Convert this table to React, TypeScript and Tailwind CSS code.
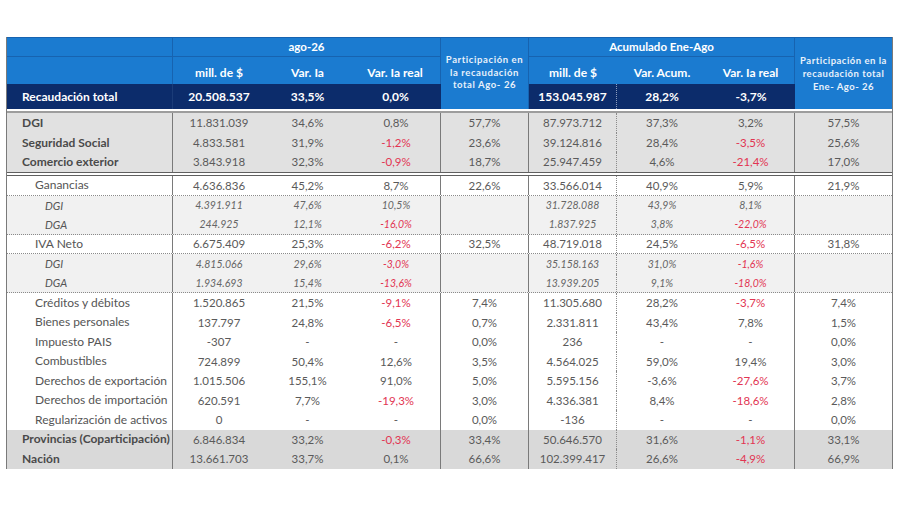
import React from "react";

const GRID = "grid grid-cols-[166px_92px_85px_91px_88px_88px_90px_88px_97px]";

const colCls = [
  "border-r border-[#7a7a7a] text-left",
  "text-center",
  "text-center",
  "border-r border-[#7a7a7a] text-center",
  "border-r border-[#7a7a7a] text-center",
  "border-r border-dotted border-[#8a8a8a] text-center",
  "text-center",
  "border-r border-[#7a7a7a] text-center",
  "text-center",
];

type Kind = "top" | "main" | "sub" | "plain" | "bottom";

type RowData = {
  label: string;
  v: string[];
  kind: Kind;
  red?: number[];
  dotted?: boolean;
};

const rowsTop: RowData[] = [
  { label: "DGI", v: ["11.831.039", "34,6%", "0,8%", "57,7%", "87.973.712", "37,3%", "3,2%", "57,5%"], kind: "top" },
  { label: "Seguridad Social", v: ["4.833.581", "31,9%", "-1,2%", "23,6%", "39.124.816", "28,4%", "-3,5%", "25,6%"], kind: "top", red: [3, 7] },
  { label: "Comercio exterior", v: ["3.843.918", "32,3%", "-0,9%", "18,7%", "25.947.459", "4,6%", "-21,4%", "17,0%"], kind: "top", red: [3, 7] },
];

const rowsMain: RowData[] = [
  { label: "Ganancias", v: ["4.636.836", "45,2%", "8,7%", "22,6%", "33.566.014", "40,9%", "5,9%", "21,9%"], kind: "main", dotted: true },
  { label: "DGI", v: ["4.391.911", "47,6%", "10,5%", "", "31.728.088", "43,9%", "8,1%", ""], kind: "sub" },
  { label: "DGA", v: ["244.925", "12,1%", "-16,0%", "", "1.837.925", "3,8%", "-22,0%", ""], kind: "sub", red: [3, 7], dotted: true },
  { label: "IVA Neto", v: ["6.675.409", "25,3%", "-6,2%", "32,5%", "48.719.018", "24,5%", "-6,5%", "31,8%"], kind: "main", red: [3, 7], dotted: true },
  { label: "DGI", v: ["4.815.066", "29,6%", "-3,0%", "", "35.158.163", "31,0%", "-1,6%", ""], kind: "sub", red: [3, 7] },
  { label: "DGA", v: ["1.934.693", "15,4%", "-13,6%", "", "13.939.205", "9,1%", "-18,0%", ""], kind: "sub", red: [3, 7], dotted: true },
  { label: "Créditos y débitos", v: ["1.520.865", "21,5%", "-9,1%", "7,4%", "11.305.680", "28,2%", "-3,7%", "7,4%"], kind: "main", red: [3, 7] },
  { label: "Bienes personales", v: ["137.797", "24,8%", "-6,5%", "0,7%", "2.331.811", "43,4%", "7,8%", "1,5%"], kind: "main", red: [3] },
  { label: "Impuesto PAIS", v: ["-307", "-", "-", "0,0%", "236", "-", "-", "0,0%"], kind: "main" },
  { label: "Combustibles", v: ["724.899", "50,4%", "12,6%", "3,5%", "4.564.025", "59,0%", "19,4%", "3,0%"], kind: "main" },
  { label: "Derechos de exportación", v: ["1.015.506", "155,1%", "91,0%", "5,0%", "5.595.156", "-3,6%", "-27,6%", "3,7%"], kind: "main", red: [7] },
  { label: "Derechos de importación", v: ["620.591", "7,7%", "-19,3%", "3,0%", "4.336.381", "8,4%", "-18,6%", "2,8%"], kind: "main", red: [3, 7] },
  { label: "Regularización de activos", v: ["0", "-", "-", "0,0%", "-136", "-", "-", "0,0%"], kind: "main" },
  { label: "Provincias (Coparticipación)", v: ["6.846.834", "33,2%", "-0,3%", "33,4%", "50.646.570", "31,6%", "-1,1%", "33,1%"], kind: "bottom", red: [3, 7] },
  { label: "Nación", v: ["13.661.703", "33,7%", "0,1%", "66,6%", "102.399.417", "26,6%", "-4,9%", "66,9%"], kind: "bottom", red: [7] },
];

function Row({ r }: { r: RowData }) {
  const bg =
    r.kind === "top" ? "bg-[#e1e1e1]" : r.kind === "bottom" ? "bg-[#d9d9d9]" : r.kind === "sub" ? "bg-[#f1f1f1]" : "bg-white";
  const h = r.kind === "top" ? "h-[19.7px]" : "h-[19.5px]";
  const dotted = r.dotted ? "border-b border-dotted border-[#8a8a8a]" : "";
  const labelCls =
    r.kind === "top" || r.kind === "bottom"
      ? "pl-[15px] font-bold text-[12px] text-[#4a4a4a]"
      : r.kind === "sub"
      ? "pl-[38px] italic text-[11px] text-[#555]"
      : "pl-[28px] text-[12px] text-[#555]";
  const numCls = r.kind === "sub" ? "italic text-[10.5px] text-[#666]" : "text-[11.5px] text-[#5a5a5a]";
  const cells = [r.label, ...r.v];
  return (
    <div className={`${GRID} ${bg} ${h} ${dotted}`}>
      {cells.map((c, i) => {
        const isRed = r.red?.includes(i);
        const pad = i === 3 ? "pl-[2px]" : "";
        return (
          <div
            key={i}
            className={`${colCls[i]} ${pad} flex items-center ${i === 0 ? "justify-start" : "justify-center"} leading-none whitespace-nowrap ${
              i === 0 ? labelCls : numCls
            } ${isRed ? "!text-[#e23552]" : ""}`}
          >
            {c}
          </div>
        );
      })}
    </div>
  );
}

export default function App() {
  const hb = "border-[#1763b0]";
  return (
    <div className="w-[900px] h-[505px] bg-white" style={{ fontFamily: "Lato, 'Liberation Sans', sans-serif" }}>
      <div className="pt-[37px]">
        <div className="ml-[6px] w-[887px] border-x border-[#7a7a7a]">
          {/* Header */}
          <div className={`${GRID} grid-rows-[19px_27px_25px] bg-[#1b7bd0] border-t ${hb} text-white font-bold`}>
            {/* row 1 */}
            <div className={`col-start-1 row-start-1 border-b border-r ${hb}`}></div>
            <div className={`col-start-2 col-span-3 row-start-1 border-b border-r ${hb} flex items-center justify-center text-[11.5px]`}>
              ago-26
            </div>
            <div className={`col-start-5 row-start-1 row-span-3 border-r ${hb} flex justify-center pt-[16px] text-[9.5px] leading-[12.5px] tracking-[0.6px] text-center text-[#e8f1fb]`}>
              <div>
                Participación en
                <br />
                la recaudación
                <br />
                total Ago- 26
              </div>
            </div>
            <div className={`col-start-6 col-span-3 row-start-1 border-b border-r ${hb} flex items-center justify-center text-[11.5px]`}>
              Acumulado Ene-Ago
            </div>
            <div className={`col-start-9 row-start-1 row-span-3 flex justify-center pt-[16px] text-[9.5px] leading-[13px] tracking-[0.5px] text-center text-[#e8f1fb]`}>
              <div>
                Participación en la
                <br />
                recaudación total
                <br />
                Ene- Ago- 26
              </div>
            </div>
            {/* row 2 */}
            <div className={`col-start-1 row-start-2 border-r ${hb}`}></div>
            <div className="col-start-2 row-start-2 flex items-center justify-center pt-[4px] text-[12px]">mill. de $</div>
            <div className="col-start-3 row-start-2 flex items-center justify-center pt-[4px] text-[12px]">Var. Ia</div>
            <div className={`col-start-4 row-start-2 border-r ${hb} flex items-center justify-center pt-[4px] text-[12px]`}>Var. Ia real</div>
            <div className="col-start-6 row-start-2 flex items-center justify-center pt-[4px] text-[12px]">mill. de $</div>
            <div className="col-start-7 row-start-2 flex items-center justify-center pt-[4px] text-[12px]">Var. Acum.</div>
            <div className={`col-start-8 row-start-2 border-r ${hb} flex items-center justify-center pt-[4px] text-[12px]`}>Var. Ia real</div>
            {/* row 3 navy */}
            <div className="col-start-1 row-start-3 col-span-4 grid grid-cols-[166px_92px_85px_91px] bg-[#0c2c6b] text-[12px]">
              <div className="flex items-center pl-[15px] border-r border-[#1b3c78]">Recaudación total</div>
              <div className="flex items-center justify-center">20.508.537</div>
              <div className="flex items-center justify-center">33,5%</div>
              <div className="flex items-center justify-center">0,0%</div>
            </div>
            <div className="col-start-6 row-start-3 col-span-3 grid grid-cols-[88px_90px_88px] bg-[#0c2c6b] text-[12px]">
              <div className="flex items-center justify-center border-r border-dotted border-[#8d9dbd]">153.045.987</div>
              <div className="flex items-center justify-center">28,2%</div>
              <div className="flex items-center justify-center">-3,7%</div>
            </div>
          </div>
          {/* separator after total */}
          <div className="h-[2px] bg-white"></div>
          <div className="h-[2px] bg-[#9d9d9d]"></div>
          {rowsTop.map((r, i) => (
            <Row key={i} r={r} />
          ))}
          <div className="h-[4px] border-y border-[#5f5f5f] bg-white"></div>
          {rowsMain.map((r, i) => (
            <Row key={i} r={r} />
          ))}
        </div>
      </div>
    </div>
  );
}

○ ○ ○

What you should do: Select and copy each line from the data that includes the word "React".

Answer to this exercise:
Convert this table to React, TypeScript and Tailwind CSS code.
import React from "react";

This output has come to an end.